= Derek Lewis (administrator) =

Former director of UK prison service, possibly threatened with being overruled

Derek Lewis (born 9 July 1946) is a former Director General of HM Prison Service, who was sacked in controversial circumstances by then Home Secretary Michael Howard in 1995.

==Early career==
Lewis was educated at Wrekin College in Telford, before studying at Queens' College, Cambridge, between 1964 and 1967 where he was a member of the Silver Boars dining society. After graduating he worked for Ford Europe for fourteen years before assuming directorships at Imperial Group, Granada plc and Courtaulds. In 1993 he became Chief Executive and Director General of HM Prison Service.

==Sacking==
In 1995, Lewis was sacked from HM Prison Service by Michael Howard following two high-profile escapes by IRA prisoners. He had declined to suspend the governor of Parkhurst Prison following a high-profile escape, and alleged that Howard had threatened to overrule him to force the suspension. Howard denied that he had done so. During the 1997 Conservative Leadership contest, Jeremy Paxman asked Howard whether he had threatened to overrule Lewis. The question was put 12 times with Howard failing to give a definitive answer.
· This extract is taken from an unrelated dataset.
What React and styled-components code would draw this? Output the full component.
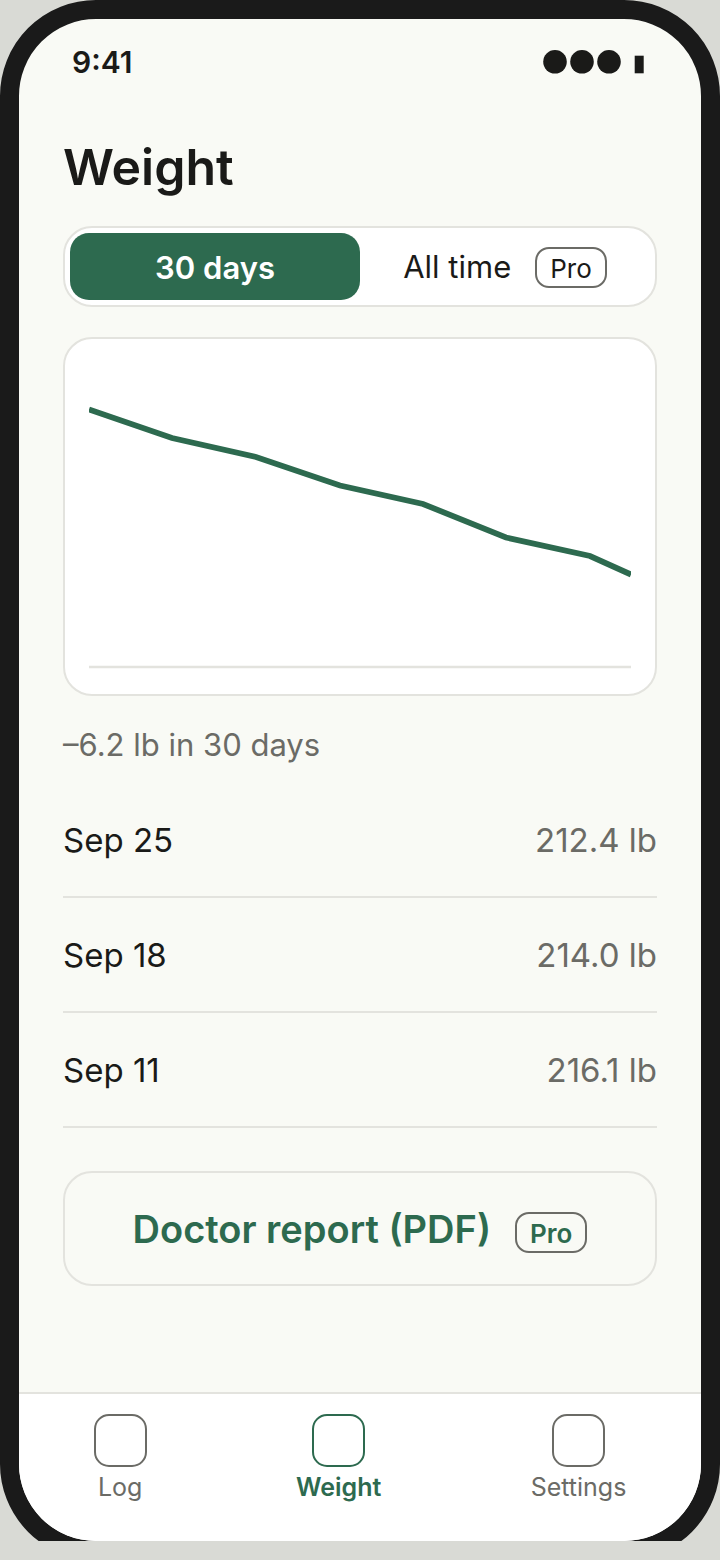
import React, { useState } from 'react'
import styled, { createGlobalStyle } from 'styled-components'

const GlobalStyle = createGlobalStyle`
  * {
    box-sizing: border-box;
  }

  body {
    margin: 0;
    background-color: #d9dad5;
    color: #1a1a18;
    font-family: Inter, "Liberation Sans", sans-serif;
  }

  button {
    font: inherit;
    color: inherit;
    cursor: pointer;
  }
`

const Stage = styled.div`
  min-height: 100vh;
  padding-bottom: 19px;
  overflow: hidden;
`

// the lower edge of the bezel is cut off by the stage
const Crop = styled.div`
  overflow: hidden;
`

const Phone = styled.div`
  display: flex;
  flex-direction: column;
  min-height: 100vh;
  margin-bottom: -19px;
  border: 19px solid #1a1a1a;
  border-radius: 96px;
  background-color: #f9faf5;
  overflow: hidden;
`

const StatusBar = styled.header`
  display: flex;
  align-items: center;
  justify-content: space-between;
  padding: 25px 53px;
  font-size: 30px;
  font-weight: 600;
  line-height: 36px;
`

const Main = styled.main`
  flex: 1;
  display: flex;
  flex-direction: column;
  padding: 30px 44px 44px;
`

const Title = styled.h1`
  margin: 0 0 27px;
  font-size: 50px;
  font-weight: 600;
  line-height: 64px;
`

const Segments = styled.div`
  display: grid;
  grid-template-columns: 1fr 1fr;
  padding: 5px;
  border: 2px solid #e3e3de;
  border-radius: 29px;
  background-color: #fff;
`

const Segment = styled.button`
  height: 67px;
  padding: 2px 0 0;
  border: 0;
  border-radius: 19px;
  font-size: 31px;
  font-weight: ${props => props.$active ? 600 : 400};
  background-color: ${props => props.$active ? '#2d6a4f' : 'transparent'};
  color: ${props => props.$active ? '#fff' : '#1a1a18'};
`

const Badge = styled.span`
  display: inline-block;
  margin-left: 24px;
  padding: 3px 13px 1px;
  border: 2px solid #6b6b66;
  border-radius: 14px;
  font-size: 26px;
  line-height: 33px;
`

const ChartCard = styled.section`
  margin-top: 30px;
  padding: 24px;
  border: 2px solid #e3e3de;
  border-radius: 29px;
  background-color: #fff;

  svg {
    display: block;
    width: 100%;
    height: auto;
  }
`

const Summary = styled.p`
  margin: 29px 0 18px;
  color: #6b6b66;
  font-size: 31px;
  line-height: 40px;
`

const Entries = styled.table`
  width: 100%;
  border-collapse: separate;
  border-spacing: 0;
  font-size: 33px;
  line-height: 41px;

  th, td {
    padding: 37px 0 35px;
    border-bottom: 2px solid #e3e3de;
    font-weight: 400;
    text-align: left;
  }

  td {
    color: #6b6b66;
    text-align: right;
  }
`

const ReportButton = styled.button`
  height: 115px;
  margin-top: 43px;
  padding: 2px 0 0;
  border: 2px solid #e3e3de;
  border-radius: 29px;
  background-color: transparent;

  && {
    color: #2d6a4f;
    font-size: 38px;
    font-weight: 600;
  }
`

const TabBar = styled.nav`
  display: flex;
  justify-content: space-around;
  padding: 20px 0 39px;
  border-top: 2px solid #e3e3de;
  background-color: #fff;
`

const Tab = styled.a`
  display: flex;
  flex-direction: column;
  align-items: center;
  gap: 5px;
  color: ${props => props.$active ? '#2d6a4f' : '#6b6b66'};
  font-size: 25px;
  font-weight: ${props => props.$active ? 600 : 400};
  line-height: 30px;
  text-decoration: none;
`

const TabIcon = styled.span`
  width: 53px;
  height: 53px;
  border: 2px solid currentColor;
  border-radius: 15px;
`

const entries = [
  { date: 'Sep 25', weight: '212.4 lb' },
  { date: 'Sep 18', weight: '214.0 lb' },
  { date: 'Sep 11', weight: '216.1 lb' }
]

const tabs = ['Log', 'Weight', 'Settings']

function Signal () {
  return (
    <svg width='109' height='24' viewBox='0 0 109 24' fill='currentColor' role='img' aria-label='Signal and battery'>
      <circle cx='16' cy='11.8' r='11.8' />
      <circle cx='43' cy='11.8' r='11.8' />
      <circle cx='70' cy='11.8' r='11.8' />
      <rect x='95.7' y='5.7' width='9' height='17.6' />
    </svg>
  )
}

function WeightChart () {
  return (
    <svg viewBox='0 0 542 307' fill='none' role='img' aria-label='Weight over the last 30 days'>
      <path d='M0 304H542' stroke='#e3e3de' strokeWidth='2.4' />
      <polyline
        points='0,46.5 83,75 167,94 251,122.5 334,141 417,174.5 501,193 542,211.5'
        stroke='#2d6a4f'
        strokeWidth='5.8'
      />
    </svg>
  )
}

export default function App () {
  const [range, setRange] = useState('30')

  return (
    <Stage>
      <GlobalStyle />
      <Crop>
        <Phone>
          <StatusBar>
            <span>9:41</span>
            <Signal />
          </StatusBar>
          <Main>
            <Title>Weight</Title>
            <Segments>
              <Segment $active={range === '30'} aria-pressed={range === '30'} onClick={() => setRange('30')}>
                30 days
              </Segment>
              <Segment $active={range === 'all'} aria-pressed={range === 'all'} onClick={() => setRange('all')}>
                All time
                <Badge>Pro</Badge>
              </Segment>
            </Segments>
            <ChartCard>
              <WeightChart />
            </ChartCard>
            <Summary>–6.2 lb in 30 days</Summary>
            <Entries>
              <tbody>
                {entries.map(({ date, weight }) => (
                  <tr key={date}>
                    <th scope='row'>{date}</th>
                    <td>{weight}</td>
                  </tr>
                ))}
              </tbody>
            </Entries>
            <ReportButton>
              Doctor report (PDF)
              <Badge>Pro</Badge>
            </ReportButton>
          </Main>
          <TabBar>
            {tabs.map(tab => (
              <Tab
                key={tab}
                href={`#${tab.toLowerCase()}`}
                $active={tab === 'Weight'}
                aria-current={tab === 'Weight' ? 'page' : undefined}
              >
                <TabIcon />
                {tab}
              </Tab>
            ))}
          </TabBar>
        </Phone>
      </Crop>
    </Stage>
  )
}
Although Howard did make it clear that he did not overrule Derek Lewis, he did not make it clear whether he had threatened to overrule Lewis.

==Later career==
Lewis subsequently became director of numerous organisations, and was latterly Pro-Chancellor of the University of Essex, Chairman of Trustees of the Royal Mencap Society. and Chair of UHI North, West and Hebrides.